Their review suggests that real options theory provides unique insights
into firms’ investment under uncertainty; in particular, the theory has thrown
new light on two topics of significant interest to strategy researchers: investment and divestment, and organization
and governance. The review also
indicates that real options embedded in strategic investments are valuable and have
important performance implications for the firm. Their work concludes that real options theory
has the potential to develop into an emerging, dominant conceptual lens in
strategic management. The next chapter by
Li provides a systematic analysis of the theoretical and empirical contributions
of real options theory within international strategy. Her analysis builds on a framework that
overlays three critical topics of research in international strategy
(multinationality, market entry mode, and market entry timing) with three major
approaches used in existing real options research in the field (real options
modeling, real options reasoning, and empirical testing). She also outlines potential contributions
that real options theory could make to two major streams of research in
international strategy: research on transaction
costs economics and research on internationalization theory. The third chapter, by Cuypers and Martin,
focuses on real options theory’s applications in research on joint ventures, a
particular investment and governance mode that has drawn a substantial amount
of attention in the strategy field.
Their synthesis of the real options literature on JVs highlights real options
theory’s connections with several alternative theories on JVs, and they also examine
how various options can affect a JV’s development within and across different
stages of the venture’s life cycle. The
final chapter in this section by Reuer and Tong categorizes and critiques the
empirical research strategies that have been used to test real options theory
in strategic management. Their research discusses
studies that examine the timing and structuring of firm’s investments, and their
particular focus is on studies that examine the performance implications of
firms’ real options investments.
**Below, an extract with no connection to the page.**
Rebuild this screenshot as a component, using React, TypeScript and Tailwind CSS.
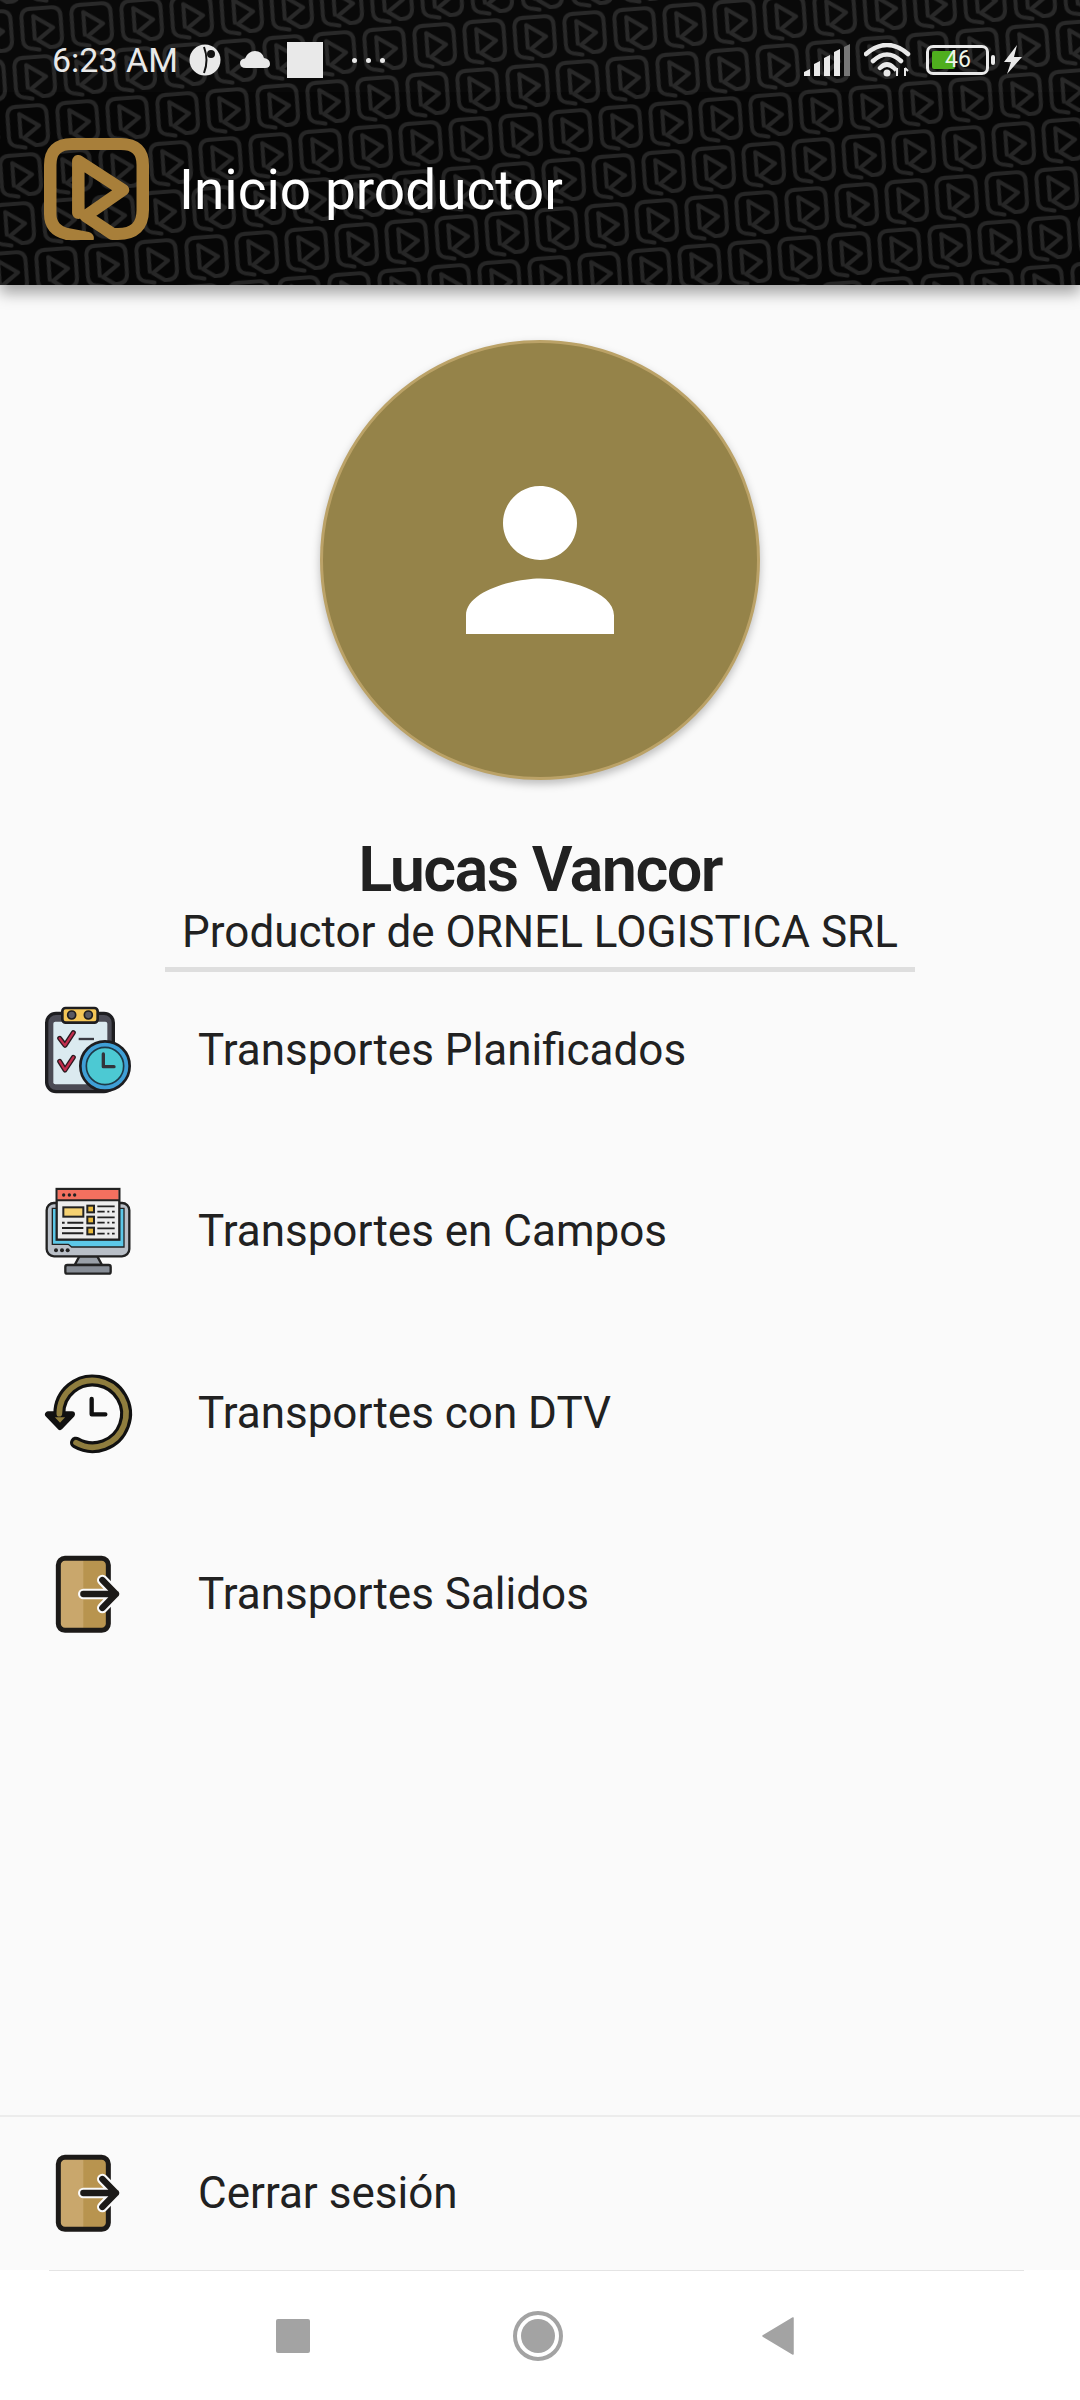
const LOGO_PATH = 'M42 100 L22 96 Q6 92 6 76 V27 Q6 6 27 6 H74 Q95 6 95 27 V72 Q95 96 71 96 H66 L40 78 L76 52 L33 23 V75';

function ClipboardIcon() {
  return (
    <svg viewBox="0 0 420 420" className="w-[140px] h-[140px] shrink-0">
      <rect x="80" y="100" width="200" height="235" rx="28" fill="#4b4b55" stroke="#1d1d20" strokeWidth="10" />
      <rect x="100" y="125" width="162" height="188" rx="6" fill="#dbeaf0" />
      <rect x="127" y="84" width="106" height="44" rx="10" fill="#f4c656" stroke="#1d1d20" strokeWidth="8" />
      <circle cx="155" cy="105" r="12" fill="#5a5a62" stroke="#1d1d20" strokeWidth="5" />
      <circle cx="205" cy="105" r="12" fill="#5a5a62" stroke="#1d1d20" strokeWidth="5" />
      <path d="M119 175 L135 196 L160 158 M119 244 L135 270 L160 232" fill="none" stroke="#2a1a20" strokeWidth="15" strokeLinecap="round" strokeLinejoin="round" />
      <path d="M119 175 L135 196 L160 158 M119 244 L135 270 L160 232" fill="none" stroke="#c22d4d" strokeWidth="7" strokeLinecap="round" strokeLinejoin="round" />
      <path d="M176 177 H222" stroke="#3a3a42" strokeWidth="7" />
      <circle cx="255" cy="258" r="74" fill="#3f9fd6" stroke="#1d1d20" strokeWidth="8" />
      <circle cx="255" cy="258" r="56" fill="#4cc9d3" stroke="#1d3a48" strokeWidth="5" />
      <path d="M250 222 V260 H282" fill="none" stroke="#33333a" strokeWidth="10" strokeLinecap="round" strokeLinejoin="round" />
    </svg>
  );
}

function MonitorIcon() {
  return (
    <svg viewBox="0 4 420 420" className="w-[140px] h-[140px] shrink-0">
      <path d="M178 290 H232 L246 316 H164 Z" fill="#9aa0a8" stroke="#222" strokeWidth="7" strokeLinejoin="round" />
      <rect x="136" y="316" width="136" height="26" rx="6" fill="#878d96" stroke="#222" strokeWidth="7" />
      <rect x="80" y="130" width="248" height="160" rx="22" fill="#b9bfc7" stroke="#222" strokeWidth="7" />
      <path d="M97 146 H312 V262 H155 L145 254 H97 Z" fill="#5cc8e8" stroke="#222" strokeWidth="4" />
      <circle cx="108" cy="272" r="6" fill="#222" />
      <circle cx="126" cy="272" r="6" fill="#222" />
      <circle cx="143" cy="272" r="6" fill="#222" />
      <rect x="110" y="88" width="188" height="152" fill="#ececec" stroke="#222" strokeWidth="7" />
      <rect x="113" y="91" width="182" height="31" fill="#f4705f" />
      <path d="M110 122 H298" stroke="#222" strokeWidth="6" />
      <circle cx="131" cy="106" r="5" fill="#222" />
      <circle cx="148" cy="106" r="5" fill="#222" />
      <circle cx="164" cy="106" r="5" fill="#222" />
      <rect x="130" y="143" width="60" height="28" fill="#f6d272" stroke="#222" strokeWidth="6" />
      <rect x="202" y="138" width="20" height="20" fill="#e8b93c" stroke="#222" strokeWidth="6" />
      <rect x="202" y="171" width="20" height="20" fill="#e8b93c" stroke="#222" strokeWidth="6" />
      <rect x="202" y="204" width="20" height="20" fill="#e8b93c" stroke="#222" strokeWidth="6" />
      <path d="M232 156 H254 M262 156 H268 M276 156 H284 M232 189 H254 M262 189 H268 M276 189 H284 M232 222 H254 M262 222 H268 M276 222 H284 M232 140 H284 M232 173 H284 M232 206 H284" stroke="#222" strokeWidth="5" />
      <path d="M126 189 H134 M142 189 H190 M126 205 H190 M126 221 H190" stroke="#222" strokeWidth="6" />
    </svg>
  );
}

function HistoryIcon() {
  return (
    <svg viewBox="0 6 420 420" className="w-[140px] h-[140px] shrink-0">
      <path d="M168 305 A100 100 0 1 0 118 218" fill="none" stroke="#111" strokeWidth="36" strokeLinecap="round" />
      <path d="M84 220 H156 L120 258 Z" fill="#8f7d3e" stroke="#111" strokeWidth="18" strokeLinejoin="round" />
      <path d="M168 305 A100 100 0 1 0 118 218" fill="none" stroke="#8f7d3e" strokeWidth="17" strokeLinecap="round" />
      <path d="M215 174 V220 H256" fill="none" stroke="#111" strokeWidth="13" strokeLinecap="round" strokeLinejoin="round" />
    </svg>
  );
}

function DoorIcon() {
  return (
    <svg viewBox="0 12 420 420" className="w-[140px] h-[140px] shrink-0">
      <rect x="115" y="115" width="150" height="216" rx="20" fill="#c9a76c" />
      <path d="M190 115 H245 Q265 115 265 135 V311 Q265 331 245 331 H190 Z" fill="#b8944f" />
      <rect x="115" y="115" width="150" height="216" rx="20" fill="none" stroke="#1c1a18" strokeWidth="15" />
      <path d="M190 222 H288 M247 180 L288 222 L247 264" fill="none" stroke="#fafafa" strokeWidth="32" strokeLinecap="round" strokeLinejoin="round" />
      <path d="M190 222 H288 M247 180 L288 222 L247 264" fill="none" stroke="#1c1a18" strokeWidth="19" strokeLinecap="round" strokeLinejoin="round" />
    </svg>
  );
}

const menuItems = [
  { label: 'Transportes Planificados', icon: <ClipboardIcon /> },
  { label: 'Transportes en Campos', icon: <MonitorIcon /> },
  { label: 'Transportes con DTV', icon: <HistoryIcon /> },
  { label: 'Transportes Salidos', icon: <DoorIcon /> },
];

function MenuRow({ label, icon }: { label: string; icon: React.ReactNode }) {
  return (
    <div className="flex items-center h-[140px] pl-[20px]">
      {icon}
      <span className="ml-[38px] text-[44px] leading-none text-[#212121]">{label}</span>
    </div>
  );
}

// tile lattice is skewed, the glyph inside is un-skewed so it stays upright
const TILE_WRAP = [
  [0, 0],
  [-50, 0],
  [0, -50],
  [-50, -50],
];

function HeaderPattern() {
  return (
    <svg className="absolute inset-0 w-full h-full" aria-hidden="true">
      <defs>
        <pattern id="logo-tile" width="50" height="50" patternUnits="userSpaceOnUse" patternTransform="matrix(1 -0.08 -0.14 0.98 18 7)">
          {TILE_WRAP.map(([x, y]) => (
            <g key={`${x}${y}`} transform={`matrix(0.44 0.0046 0.0945 0.4555 ${x} ${y})`} fill="none" stroke="#262626" strokeWidth="9" strokeLinecap="round" strokeLinejoin="round">
              <path d={LOGO_PATH} />
            </g>
          ))}
        </pattern>
      </defs>
      <rect width="100%" height="100%" fill="#060606" />
      <rect width="100%" height="100%" fill="url(#logo-tile)" />
    </svg>
  );
}

function StatusBar() {
  return (
    <div className="relative flex items-center justify-between h-[36px] pl-[52px] pr-[57px] text-[#e9e9e9]">
      <div className="flex items-center">
        <span className="text-[34px] leading-none">6:23 AM</span>
        <svg viewBox="0 0 32 32" className="w-[32px] h-[32px] ml-[11px]">
          <circle cx="16" cy="16" r="15.5" fill="#e9e9e9" />
          <path d="M15 3 Q20 16 15 29" fill="none" stroke="#111" strokeWidth="2" />
          <circle cx="22" cy="10" r="4" fill="#111" />
        </svg>
        <svg viewBox="0 0 32 20" className="w-[32px] h-[20px] ml-[18px]">
          <path d="M7 18 Q1 18 1 13 Q1 9 6 8.5 Q9 1 16 1 Q23 1 25 8 Q31 9 31 14 Q31 18 26 18 Z" fill="#e9e9e9" />
        </svg>
        <div className="w-[36px] h-[36px] ml-[16px] bg-[#e9e9e9]" />
        <div className="flex gap-[9px] ml-[29px]">
          <div className="w-[5px] h-[5px] rounded-full bg-[#e9e9e9]" />
          <div className="w-[5px] h-[5px] rounded-full bg-[#e9e9e9]" />
          <div className="w-[5px] h-[5px] rounded-full bg-[#e9e9e9]" />
        </div>
      </div>
      <div className="flex items-center">
        <svg viewBox="0 0 48 32" className="w-[48px] h-[32px]">
          <path d="M1 32 V28 L7 25 V32 Z M11 32 V20 L17 17 V32 Z M21 32 V14 L27 11 V32 Z M31 32 V8 L37 5 V32 Z" fill="#e9e9e9" />
          <path d="M41 32 V3 L47 0 V32 Z" fill="#777" />
        </svg>
        <svg viewBox="0 0 48 34" className="w-[48px] h-[34px] ml-[13px]">
          <path d="M2 11 Q23 -7 44 11 M9 18 Q23 5 37 18 M16 25 Q23 18 30 25" fill="none" stroke="#e9e9e9" strokeWidth="4.5" strokeLinecap="round" />
          <circle cx="23" cy="30" r="3.5" fill="#e9e9e9" />
          <path d="M33 33 V25 M33 25 L30 28 M41 25 V33 M41 25 L44 28" fill="none" stroke="#e9e9e9" strokeWidth="2" />
        </svg>
        <div className="relative flex items-center w-[63px] h-[30px] ml-[14px] rounded-[7px] border-[3px] border-[#e9e9e9] p-[3px]">
          <div className="w-[23px] h-full rounded-[2px] bg-[#4fae1e]" />
          <span className="absolute left-[16px] top-0 text-[23px] leading-[24px] text-[#eef5e8]">46</span>
        </div>
        <div className="w-[4px] h-[10px] ml-[2px] rounded-full bg-[#e9e9e9]" />
        <svg viewBox="0 0 20 30" className="w-[20px] h-[30px] ml-[8px]">
          <path d="M14 0 L1 17 H8 L4 29 L19 12 H11 Z" fill="#e9e9e9" />
        </svg>
      </div>
    </div>
  );
}

export default function App() {
  return (
    <div className="flex flex-col h-[2400px] w-[1080px] bg-[#fafafa] overflow-hidden font-['Roboto',sans-serif]">
      <header className="relative h-[285px] shrink-0 pt-[42px] shadow-[0_8px_14px_rgba(0,0,0,0.35)] z-10">
        <HeaderPattern />
        <div className="absolute inset-x-0 top-0 h-[92px] bg-white/[0.015]" />
        <StatusBar />
        <div className="relative flex items-center mt-[60px] pl-[44px]">
          <svg viewBox="0 0 101 102" preserveAspectRatio="none" className="w-[105px] h-[102px]">
            <path d={LOGO_PATH} fill="none" stroke="#a87f3a" strokeWidth="12" strokeLinecap="round" strokeLinejoin="round" />
          </svg>
          <h1 className="ml-[30px] pt-[3px] text-[55px] leading-none text-white">Inicio productor</h1>
        </div>
      </header>

      <main className="flex flex-col flex-1">
        <div className="flex flex-col items-center pt-[55px]">
          <div className="flex items-center justify-center w-[440px] h-[440px] rounded-full bg-[#958349] border-[3px] border-[#bba267] shadow-[0_4px_8px_rgba(0,0,0,0.25)]">
            <svg viewBox="0 0 24 24" className="w-[222px] h-[222px]" fill="#ffffff">
              <path d="M12 12c2.21 0 4-1.79 4-4s-1.79-4-4-4-4 1.79-4 4 1.79 4 4 4zm0 2c-2.67 0-8 1.34-8 4v2h16v-2c0-2.66-5.33-4-8-4z" />
            </svg>
          </div>
          <p className="mt-[54px] text-[63px] leading-[72px] font-semibold tracking-[-1.6px] text-[#212121]">Lucas Vancor</p>
          <p className="pt-[1px] text-[44px] leading-[50px] text-[#212121]">Productor de ORNEL LOGISTICA SRL</p>
          <div className="w-[750px] h-[5px] mt-[10px] bg-[#dedede]" />
        </div>

        <nav className="flex flex-col gap-[41.5px] pt-[7.5px]">
          {menuItems.map((item) => (
            <MenuRow key={item.label} label={item.label} icon={item.icon} />
          ))}
        </nav>

        <div className="mt-auto border-t-2 border-[#ececec] h-[155px] pb-[2px] flex items-center">
          <MenuRow label="Cerrar sesión" icon={<DoorIcon />} />
        </div>
      </main>

      <footer className="h-[130px] shrink-0 bg-white">
        <div className="h-[1px] ml-[49px] mr-[56px] bg-[#e4e4e4]" />
        <div className="flex items-center pt-[40px] pl-[276px]">
          <div className="w-[34px] h-[34px] rounded-[2px] bg-[#a3a3a3]" />
          <div className="flex items-center justify-center w-[50px] h-[50px] ml-[203px] rounded-full border-[4px] border-[#a3a3a3]">
            <div className="w-[34px] h-[34px] rounded-full bg-[#a3a3a3]" />
          </div>
          <svg viewBox="0 0 32 38" className="w-[32px] h-[38px] ml-[199px]">
            <path d="M31 1 V37 L1 19 Z" fill="#a3a3a3" stroke="#a3a3a3" strokeWidth="1.5" strokeLinejoin="round" />
          </svg>
        </div>
      </footer>
    </div>
  );
}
Their analysis
suggests that considerable evidence has accumulated for real options theory,
and they also indicate the need to pay attention to the costs associated with real
options within distinct investment stages as well as across different stages.
The
chapters in this section suggest that real options theory is well suited for studying
strategic decision making under uncertainty in various investment contexts, and
they also call for more theoretical and empirical work that can help advance
the theory in several concrete ways. In
particular, there is a need to better articulate real options theory’s link to
other theories in the field and to specify the theory’s appropriate
boundaries. In addition, more and
stronger tests are also required to fill the gap that still exists between
theory and practice as well as to resolve some empirical inconsistencies
documented in the literature. To better
understand real options theory’s applicability, researchers can extend the
theory to new application areas, study several types of options that have
received relatively less attention as well as option interactions, and pay more
attention to the implementation aspect of real options.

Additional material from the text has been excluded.